Saints vs. Panthers: 5 Keys to a New Orleans Week 2 Win
The two teams have displayed animosity toward one another before.
With talk that the Saints had a bounty out on Cam Newton a year ago, that animosity figures to only increase in the week two matchup.
And with the way the Panthers have played the Saints over the years, Saints fans should be very weary about the possibility of the team starting 0-2 for the first time since 2007. The Panthers are not a team to be taken lightly.
Last week's ugly home loss to the Redskins ought to be enough reason for concern. Add to that the way the Panthers regularly compete and battle the Saints, and this game is a dangerous one for New Orleans.
Here are five ways the Saints can overcome the Panthers in this crucial week two game.
Beware the Vertical Passing Game
The Panthers love to throw the ball deep.
Cam Newton shines when he has time to throw the ball down the field, especially to veteran Pro Bowler Steve Smith. The best defense against the Panthers starts with blanketing Smith and not allowing him any freedom.
Even the most underrated corner in the league, Jabari Greer, has struggled against Smith man-to-man in the past.
Nonetheless, his presence in the lineup this week would be huge. With Smith in the lineup, the Saints could actually match No. 2 corner Patrick Robinson on Smith, while providing major help over the top in the form of Malcolm Jenkins.
Then, Jabari Greer could shut down Brandon LaFell and the other wide receivers the Panthers throw at the Saints defense.
Of course, getting a pass rush and/or hurrying Cam Newton into bad throws will help the pass coverage tremendously.
Still, the coverage on the backside of the defense has to improve if the Saints are going to escape Charlotte with their first win of the season and a key division win.

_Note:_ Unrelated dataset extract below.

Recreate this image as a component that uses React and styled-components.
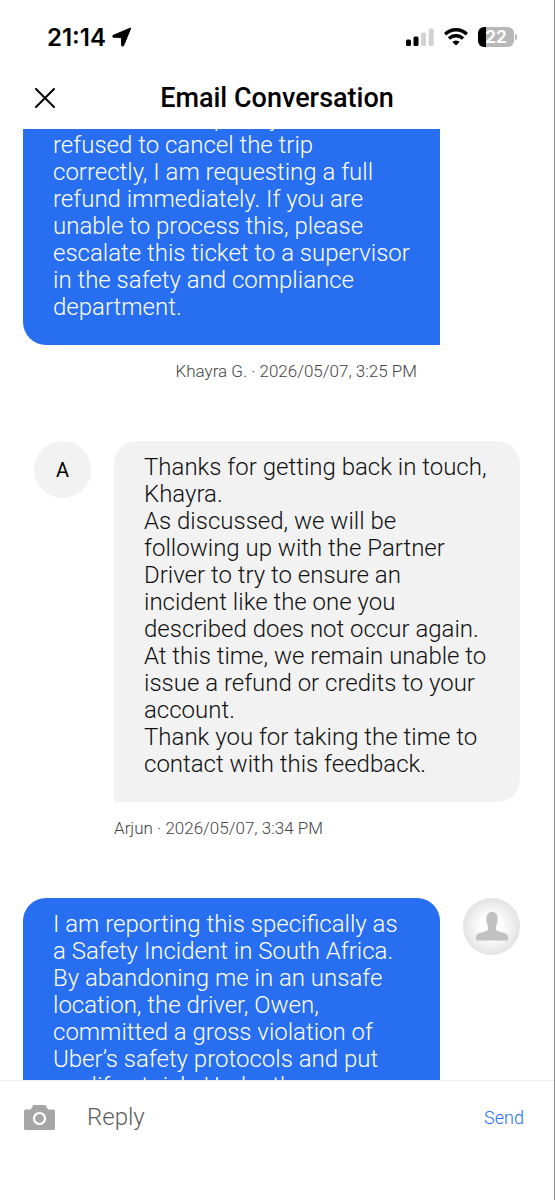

Beware of Variety in the Running Game
Whether it be Cam Newton on a quarterback draw, QB counter or Option, Deangelo Williams or Jonathan Stewart on a zone read, inside zone, counter, counter trap or off tackle, the point is clear: The Panthers love variety in the running game.
More than any other NFL team, they are trying to confuse the defense in the running game.
Most NFL teams opt for multiplicity in the passing game. The Panthers, in this way, are more like a college team that is trying to confuse the opposing defense by giving multiple looks in the running game.
To counteract this, the Saints have to be wise. There is no reason for the Saints defense to get overly aggressive in this contest.
As much as it is the natural teaching progression of Steve Spagnuolo—doing your job—the Saints must simply play assignment football in the running game.
If any one player tries to do too much, the integrity of the defense gets put into jeopardy.
Handling the running game actually is quite simple. It's really the motto of the entire season: Do Your Job!
Find the Hole in the Zone
It can be Marques Colston. It can be Jimmy Graham. Or it can be Lance Moore.
It really does not matter.
What matters is that the Saints flood zone coverages early and often to give Drew Brees easy intermediate throws he can complete.
The Panthers don't figure to create nearly the same amount of pressure that Washington did a week ago.
As a result, the Saints ought to be able to get open down the seam and on Dig routes and deep in routes, as they have done numerous times since Drew Brees has been the head of the Saints offense.
It is not a new formula at all. Doing it successfully Sunday will go a long way toward defeating a soft pass coverage in Carolina.
Run the Football Early and Often
Two reasons this particular idea comes up.
The obvious one is that the Saints were successful in the very limited amount of times they attempted to run Sunday against Washington. If the team had run the ball even five times more, who knows what may have happened.
The second is that Carolina (despite great talent at the linebacker position) is a pretty weak front seven. They can be had if the offensive line puts a hat on a hat and gets physical.
Pierre Thomas and Mark Ingram showed last week an ability to find the hole and get yards against a great front.
Imagine what they can do against an average unit. It will take a commitment to the running game from Pete Carmichael.
After looking at the lack of attempts a week ago, there's almost no way Carmichael won't change the focus this weekend in Carolina.
If the Saints run the ball just 20 times in this game, they should score 30 points and dominate in the most key areas.
Slow Down Pilares
Keolaha Pilares may not be a household name in the NFL yet.
However, the second-year receiver from Hawaii is full of talent; the primary attribute he brings to every kickoff return is speed.
Though the Panthers are really no more successful in the return game than any other NFL team, they possess one of the few return guys in the league who can legitimately return a kick for a touchdown at any time.
For the Saints, Pilares' presence means the team must do everything in its power to stay in their lanes and to play assignment football.
If Pilares gains even the slightest crevice of a crease he could be off to the races with his incredible burst.
With the game figuring to be a relatively close-fought battle, a return touchdown could make the difference.
In other words, the special teams must pay close attention to the Hawaiian sensation.